Addo Das stimmt nicht ganz. Es war eher Gerald Asamoah, aber natürlich haben wir in der Kabine für Stimmung gesorgt. Es war vorher in der Regel eher so, dass vor dem Spiel in der Kabine Ruhe und Konzentration herrschte. Wir haben dann eine Anlage gehabt, und da wurde Musik reingeschmissen. Das war natürlich etwas Neues, gerade für die älteren Spieler. Heutzutage hat sich das aber auch geändert.

Wie wichtig sind solche Kabinengeschichten für junge Spieler?

Addo Es geht generell um Zusammenhalt und Spaß. Man darf nie vergessen: Es ist ein Sport und ein Privileg, für dieses Hobby auch noch Geld zu bekommen. Man muss einfach Freude haben, wenn man jeden Tag zur Arbeit geht, sonst ist es schwierig.

Wenn Dortmund jetzt kommt, ist es der klare Favorit nach dem 6:1 im Hinspiel?

Addo Ich sehe es eigentlich ausgeglichen und Dortmund aktuell nicht so als Favoriten. Die Dortmunder haben eine gute Serie hingelegt mit Trainer Peter Stöger, aber in Köln hätten sie auch verlieren können. Das ist keine Übermannschaft, wo ich sage: Die sind jetzt haushoher Favorit und wir der Underdog.

Wie erklären Sie Ihren jungen Spielern die aktuelle Situation? Sagen Sie: Wir sind in einer Krise?

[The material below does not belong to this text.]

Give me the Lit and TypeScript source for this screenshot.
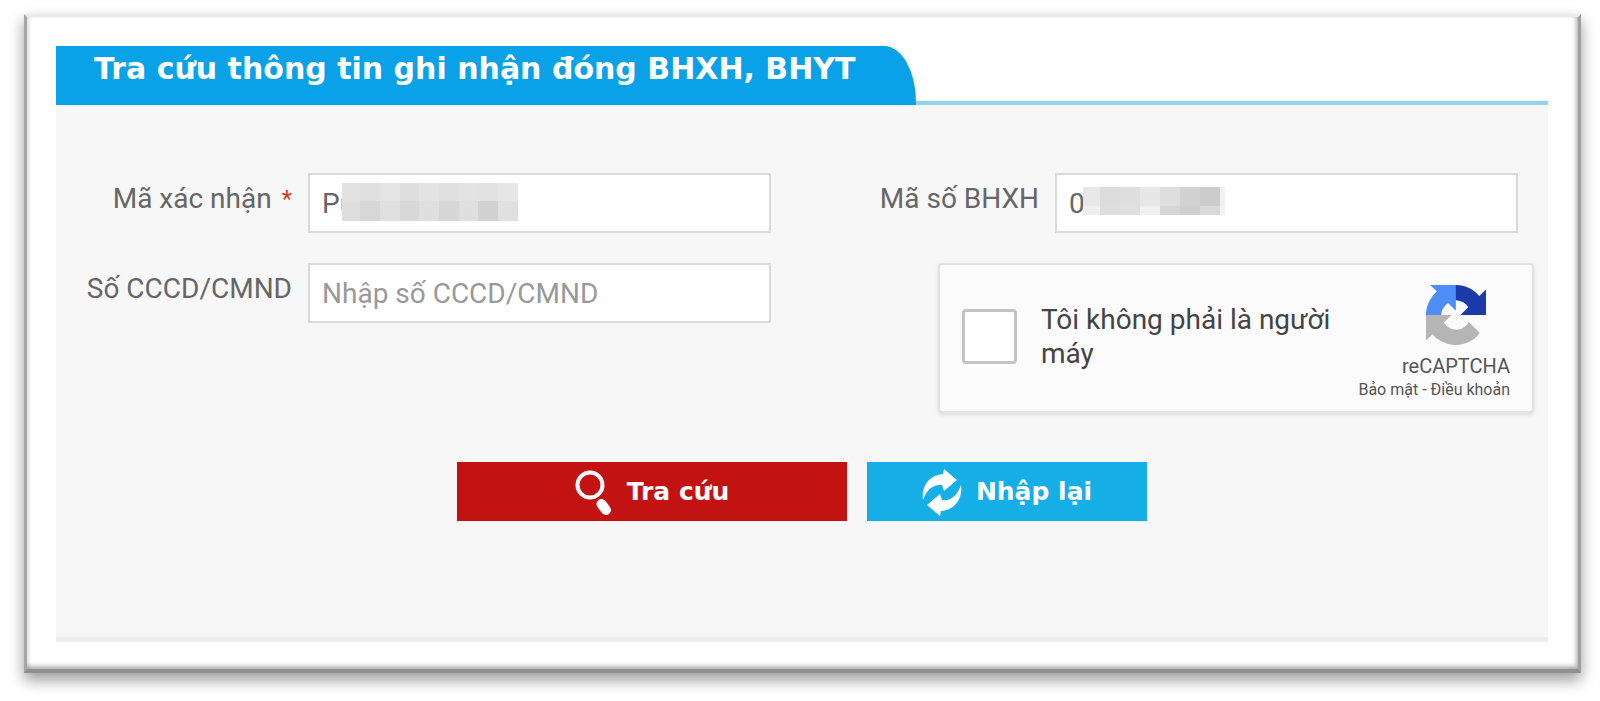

Addo Nein. Natürlich ist Fußball ein Ergebnissport, aber ich sehe es nicht als Krise. Ich würde es so sehen, wenn wir wirklich keine Torchancen mehr herausspielen würden oder chancenlos wären. Es sind Details, die den Unterschied machen. Wir müssen natürlich effektiver werden, aber wenn wir das schaffen, dann geht es auch ganz schnell in eine andere Richtung. Wir spielen guten Fußball, müssen weiter an uns glauben, weiter Gas geben und konsequenter im Abschluss sein. Das trainieren wir aber auch. Und ich bin mir sicher, dass es ein Prozess ist und die Jungs dabei reifen. Auch unsere Stammkräfte, die noch relativ jung sind, werden dazulernen, ob das ein Denis Zakaria oder ein Nico Elvedi ist. Manchmal ist es auch nur eine bessere Ballmitnahme, die zu einer Torchance führt, wie bei Nico in Stuttgart. Man vergisst aber manchmal, dass die Jungs auch erst 20, 21 Jahre alt sind.

Um effektiver zu werden — könnten 100 Schüsse mehr in der Woche dafür nicht entscheidend sein?

Addo Man muss natürlich gucken: Wie oft macht man mehr? Es ist einfacher für mich, mit Spielern zu arbeiten, die 90 Minuten auf der Bank gesessen haben, weil die nicht regenerieren müssen.

Wie haben Sie das früher gemacht, wenn Sie Torkrisen hatten?

Addo Also, wenn ich eine Sache nicht konnte, war das Toreschießen (lacht). Ich war schnell, hatte eine sehr gute Ausdauer, konnte sehr gut dribbeln — aber vor dem Tor war ich. . . naja. Ich habe das irgendwann im Alter dann gelernt.

Was ist das Entscheidende dabei?

Addo Am Ende ist es immer Training. Training und Wiederholung. Generell ist eine wichtige Voraussetzung für einen Profi, cool zu sein und mit der Situation umgehen zu können. Das haben die Jungs aber. Da gibt es keinen in der Mannschaft, der sich irgendwo versteckt oder den Ball nicht haben will. Die Jungs sind da schon selbstbewusst und das ist gut, sonst wären sie auch nicht bei Borussia.

Man denkt vor dem Tor nicht an das letzte Mal, wo man verschossen hat?

Addo Die Generation heute ist anders. Ich war jemand, der sich da noch richtig Gedanken gemacht hat und am liebsten eine Woche nicht in die Kabine gekommen wäre, wenn ich eine Riesenchance vertan habe. Heute ist das anders, und das ist auch viel, viel besser so. Ein Toto Hazard verschießt einen Elfmeter, und der geht nächstes Mal wieder hin. Das ist eine sehr gute Eigenschaft. Wenn man sich zu viele Gedanken macht, ist es programmiert, dass man wieder verschießt.

Am Ende hat Coolness damit zu tun, dass man sich möglichst wenig Gedanken vor dem Tor macht?

Addo Genau. Und dass man positiv bleibt und denkt.

Positiv denken — wie spielt Gladbach gegen Dortmund?

Addo Ich glaube, wir gewinnen 2:0. Hazard und Lars Stindl treffen.